Though his descriptions are straightforward and unflinching, he has clear emotional
reactions to many of the events about which he speaks — he cries when he
remembers four of his friends being hanged in Sosnowiec for dealing goods on the
black market, and talks with passionate sadness about his dead son, Richieu. Love
and compassion are what make Vladek’s memories of the war so painful. But, just as
he and Anja keep the photograph of Richieu hanging in their bedroom, he keeps
those memories as tokens of the people he has lost, even when they prove to be a
heartbreaking burden.
The memory of Artie’s mother, Anja, hovers over every conversation between Artie
and Vladek, as does their mutual uncertainty about how best to deal with the reality
of her death. Anja committed suicide in 1968, when Artie was a young man. Though
Vladek’s stories suggest that Anja struggled with depression throughout her life, her
death seems to have been completely unexpected. She does not leave a suicide
note, and so Artie has very little insight into her reasons for choosing to end her life.
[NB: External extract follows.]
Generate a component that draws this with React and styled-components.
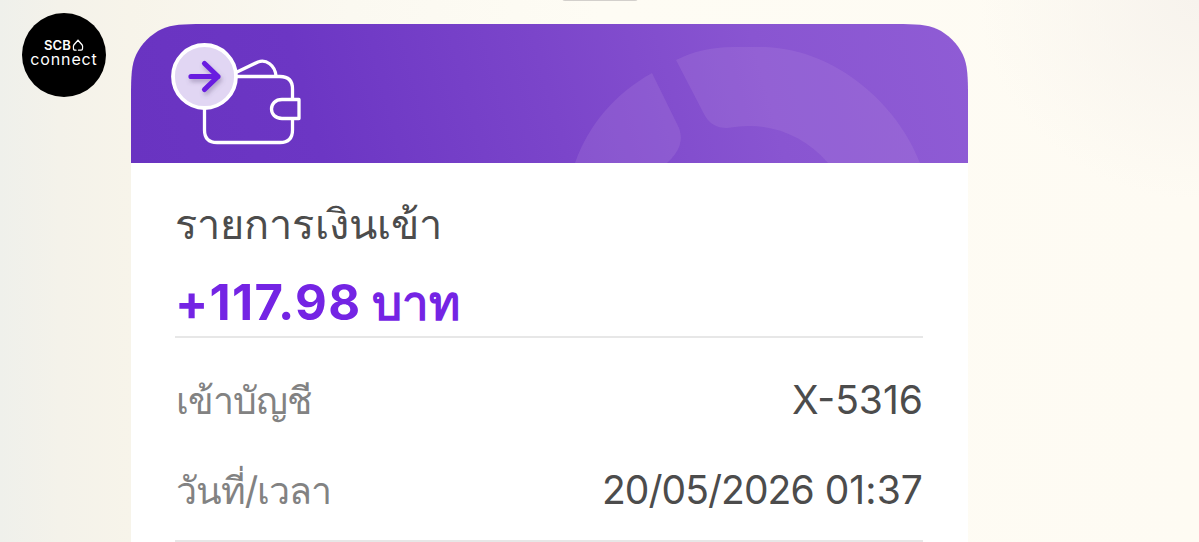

While Artie tries to confront the complex feelings attached to his grief — to represent
the anger he feels about his mother’s suicide, as well as his continued love for her —
Vladek does everything he can to preserve the best possible version of his wife,
ignoring all the difficult and painful aspects of their relationship in the story he
presents for Artie. He covers his desk with photographs of Anja, which
prompts Mala to compare the desk to a shrine, and he tells Artie: “Everywhere I look
I’m seeing Anja … always I’m thinking on Anja.” Vladek’s displays of uncomplicated
devotion contrast with the Artie’s tense silence on the subject of his mother. Except in
“Prisoner on the Hell Planet” — a comic he drew and published shortly after her
suicide, which resurfaces during his interviews with Vladek many years later — Artie
avoids talking about his relationship with Anja. He treats her as simply another
character in the long narrative of Vladek’s survival, albeit a more important one than
many.
Vladek’s desire to protect Anja’s memory sometimes has disastrous consequences.
Artie learns partway through his interviews with Vladek that Anja left a series of
diaries telling her side of their story, and that Vladek burned these diaries shortly
after her death. When Artie learns what his father has done, he calls Vladek a
“murderer” — he equates the destruction of Anja’s voice and memories with an act of
violence. Though Artie’s anger seems justified, it is also clear that burning Anja’s
diaries was a way for Vladek to shield her from unsympathetic scrutiny. By seizing
control of her narrative, he guarantees that his gentler-than-life version of Anja and
their relationship will be the one to survive; that her legacy is in the hands of
someone who loves her and has her best interest at heart.
While scholars and activists often treat remembrance as a moral imperative —
arguing that to forget the Holocaust would be an additional act of violence against
those who suffered and died — Maus interests itself in the idea of remembrance also
as an act of generosity and compassion.